Starting in 2003, local builder Dan West set to work on the renovation. He tore off the old roof and built up, extending the existing chimney so that the living room fireplace would still draw. Then he framed out a high-ceiling master bedroom and bath, adding a long shed dormer with eight windows facing west. Downstairs, Dan and his crew built Laurie's prized porch and added French doors to the living room. For a final flourish, Dan extended the space with a broad set of wooden steps that lead directly from the living room to a sloping lawn and the water beyond.
When Dan finished construction, Laurie started decorating the formerly dark interior. She chose white oak floors for most of the first level, and tile for the small guest bath. But almost everywhere else, bamboo reigns. "It's absolutely great for flooring," she says. "It wears well, looks beautiful, and is environmentally responsible."
Inspired by an old magazine photograph from her files, she found a screened door for the pantry and asked her sister, Julee, to antique it a soft blue. Laurie completed the room by finding a local carpenter to slice the original kitchen door in half. The result has proven both practical and nostalgic. Not only can she work in the kitchen with a portion of the door open to the breeze, but she also is reminded of the Dutch door in her childhood home in California.
Four years after the construction crews finished, Laurie's love for her home by the sea has only grown. "I've been coming here for 16 years and I still breathe a sigh of relief when I see the house," she says. "And I'm not alone. All the people on my block said, 'You did a great job on this house―it still fits in.' To me, that was the ultimate compliment."
What Laurie Learned
Ask for help. Renovation projects involve countless decisions. Which tile did you specify? Do you want recessed light fixtures centered on doorways? How high should the carpenter mount drawer pulls?
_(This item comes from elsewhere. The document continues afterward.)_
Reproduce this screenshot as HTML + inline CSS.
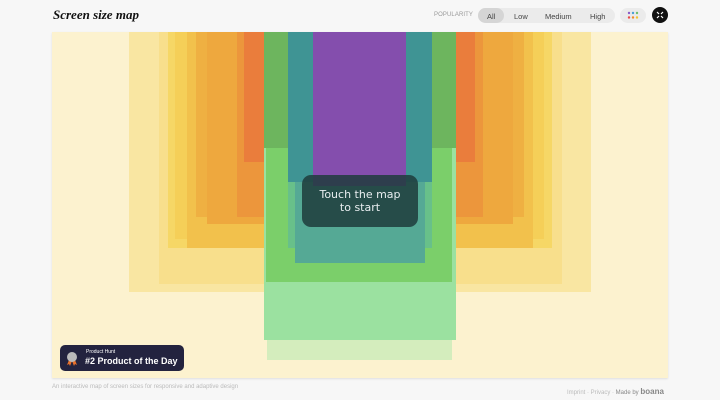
<!DOCTYPE html>
<html><head><meta charset="utf-8"><style>
*{margin:0;padding:0;box-sizing:border-box}
body{width:720px;height:400px;background:#f7f7f7;font-family:"Liberation Sans",sans-serif;position:relative;overflow:hidden}
.r{position:absolute;top:32px}
.t{position:absolute}
</style></head><body>
<div class="t" style="left:53px;top:7px;font-family:'Liberation Serif',serif;font-style:italic;font-weight:bold;font-size:13px;color:#111">Screen size map</div>
<div class="t" style="left:434px;top:12px;font-size:6px;color:#999;letter-spacing:.1px">POPULARITY</div>
<div class="t" style="left:478px;top:8px;width:137px;height:15px;background:#ebebeb;border-radius:8px;font-size:7.5px;color:#444">
 <div class="t" style="left:0;top:0;width:26px;height:15px;background:#d5d5d5;border-radius:8px"></div>
 <span class="t" style="left:9px;top:4px">All</span><span class="t" style="left:36px;top:4px">Low</span><span class="t" style="left:67px;top:4px">Medium</span><span class="t" style="left:112px;top:4px">High</span>
</div>
<div class="t" style="left:620px;top:8px;width:26px;height:15px;background:#ebebeb;border-radius:8px"></div>
<svg class="t" style="left:627px;top:11px" width="12" height="9"><g>
<circle cx="2" cy="2" r="1.2" fill="#8a5cc8"/><circle cx="6" cy="2" r="1.2" fill="#4aa0d8"/><circle cx="10" cy="2" r="1.2" fill="#6cc06c"/>
<circle cx="2" cy="6.5" r="1.2" fill="#e84a4a"/><circle cx="6" cy="6.5" r="1.2" fill="#f08a2a"/><circle cx="10" cy="6.5" r="1.2" fill="#f4c430"/></g></svg>
<svg class="t" style="left:652px;top:7px" width="16" height="16"><circle cx="8" cy="8" r="8" fill="#111"/><path d="M5 5l2 2M11 5l-2 2M5 11l2-2M11 11l-2-2" stroke="#fff" stroke-width="1.2"/></svg>

<div class="t" style="left:52px;top:32px;width:616px;height:346px;background:#fcf2cf;overflow:hidden;box-shadow:0 1px 2px rgba(0,0,0,.1)">
<div style="position:absolute;left:-52px;top:-32px;width:720px;height:400px">
<div class="r" style="left:129px;width:462px;height:260px;background:#f9e6a2"></div>
<div class="r" style="left:159px;width:403px;height:252px;background:#f8df8c"></div>
<div class="r" style="left:168px;width:384px;height:216px;background:#f6d766"></div>
<div class="r" style="left:175px;width:369px;height:207px;background:#f5cf58"></div>
<div class="r" style="left:187px;width:346px;height:216px;background:#f2c14c"></div>
<div class="r" style="left:196px;width:328px;height:185px;background:#efb042"></div>
<div class="r" style="left:207px;width:306px;height:192px;background:#eea83e"></div>
<div class="r" style="left:237px;width:246px;height:185px;background:#ec963c"></div>
<div class="r" style="left:244px;width:231px;height:130px;background:#ea7d3c"></div>
<div class="r" style="left:267px;width:185px;height:328px;background:#d4edbd"></div>
<div class="r" style="left:264px;width:192px;height:308px;background:#9be1a0"></div>
<div class="r" style="left:266px;width:186px;height:250px;background:rgba(120,205,100,.9)"></div>
<div class="r" style="left:264px;width:192px;height:116px;background:#6db55e"></div>
<div class="r" style="left:288px;width:144px;height:216px;background:#68c08a"></div>
<div class="r" style="left:295px;width:130px;height:231px;background:#55a995"></div>
<div class="r" style="left:288px;width:144px;height:150px;background:#3f9494"></div>
<div class="r" style="left:313px;width:93px;height:154px;background:#844ead"></div>
<div class="t" style="left:302px;top:175px;width:116px;height:52px;background:rgba(30,60,60,.85);border-radius:9px;color:#e8eef0;font-size:11px;text-align:center;line-height:13px;padding-top:13px;font-family:'DejaVu Sans',sans-serif">Touch the map<br>to start</div>
<div class="t" style="left:60px;top:345px;width:124px;height:26px;background:#23233f;border-radius:5px">
 <svg class="t" style="left:6px;top:5px" width="12" height="16"><path d="M3 10l-2 5 2-1 1 2 2-5zM9 10l2 5-2-1-1 2-2-5z" fill="#e8702a"/><circle cx="6" cy="7" r="5" fill="#bbb"/></svg>
 <div class="t" style="left:26px;top:4px;font-size:5px;color:#fff">Product Hunt</div>
 <div class="t" style="left:25px;top:11px;font-size:9px;font-weight:bold;color:#fff">#2 Product of the Day</div>
</div>
</div></div>
<div class="t" style="left:52px;top:384px;font-size:6px;color:#bbb">An interactive map of screen sizes for responsive and adaptive design</div>
<div class="t" style="left:567px;top:387px;font-size:6px;color:#bbb">Imprint · Privacy · <span style="color:#888">Made by</span> <b style="font-size:8px;color:#888">boana</b></div>
</body></html>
If making those calls alone seems intimidating, ask an architect or designer for assistance.
Work with a local builder. "I had a wonderful experience with Dan West," Laurie says. "I knew I wanted someone who'd lived here all his life and understood the true sense of a cottage and why small details matter."
Explore your options. "I didn't want to have to paint my house every 10 years. We get a lot of weather out here," Laurie says. Instead of wooden clapboards or shingles, she opted for HardiePlank, a composite material that looks traditional but stands up to punishing coastal weather. "I got a sample to make sure I liked it, then went ahead," she says. "I get so many positive comments, I feel it was a good decision."